Washington veut cependant arrondir les angles avec ses partenaires européens, a souligné lundi Katherine Tai à l'issue d'un échange à distance avec le ministre français de l'Économie et des Finances, Bruno Le Maire, en appelant à "travailler ensemble afin de renforcer la compréhension commune de la législation". De son côté, le président Macron espère obtenir de son homologue américain "des exemptions pour un certain nombre d'industries européennes, peut-être sur le modèle de ce que (l'administration américaine) consent déjà pour le Mexique et le Canada", a détaillé à l'AFP un conseiller de l'Élysée. Ces deux pays voisins se sont vus intégrés parmi les bénéficiaires des avantages prévus après être également montés au créneau.

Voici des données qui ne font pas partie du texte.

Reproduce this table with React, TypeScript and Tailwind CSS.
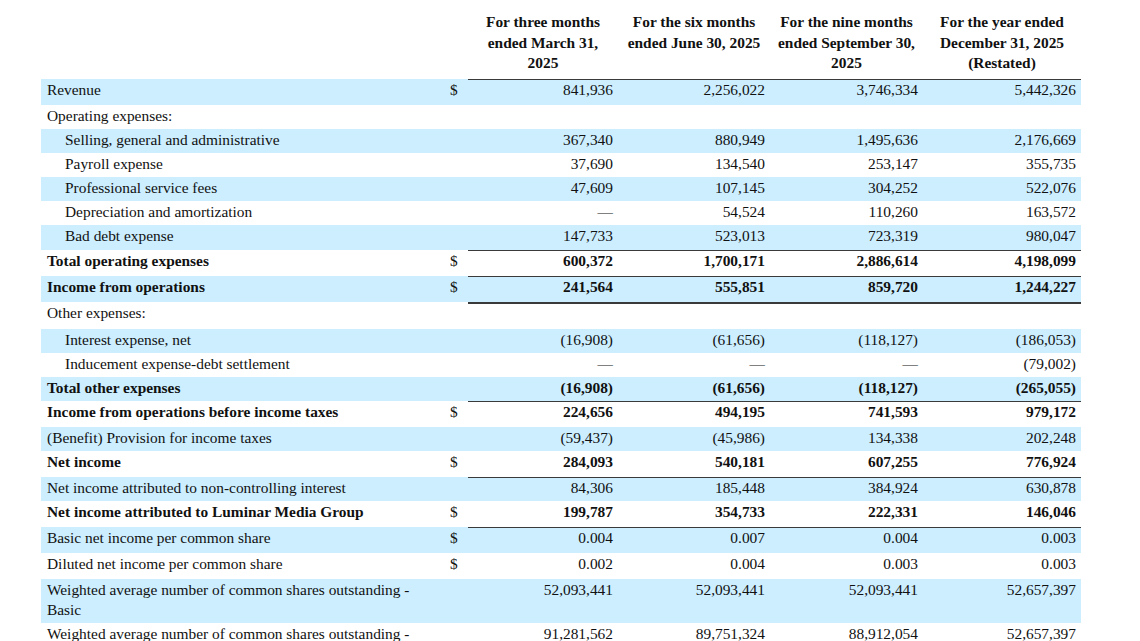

Par ailleurs, certains pays européens militent désormais pour la création de leur propre IRA, le "Buy European Act" qui permettrait de limiter les impacts de la très protectionniste politique américaine, mais raviverait les tensions entre les deux camps. Un argument que pourrait faire valoir Emmanuel Macron face à Joe Biden pour tenter d'obtenir des concessions, lors de cette visite qui doit par ailleurs sceller la réconciliation franco-américaine après la grave crise diplomatique entre les deux pays déclenchée par la crise de sous-marins l'an passé. En septembre 2021, les États-Unis avaient annoncé une nouvelle alliance avec l'Australie et le Royaume-Uni, suscitant l'ire de la France, tenue à l'écart dans une région-clé du monde et qui perdait, au passage, un mégacontrat pour vendre des sous-marins à Canberra.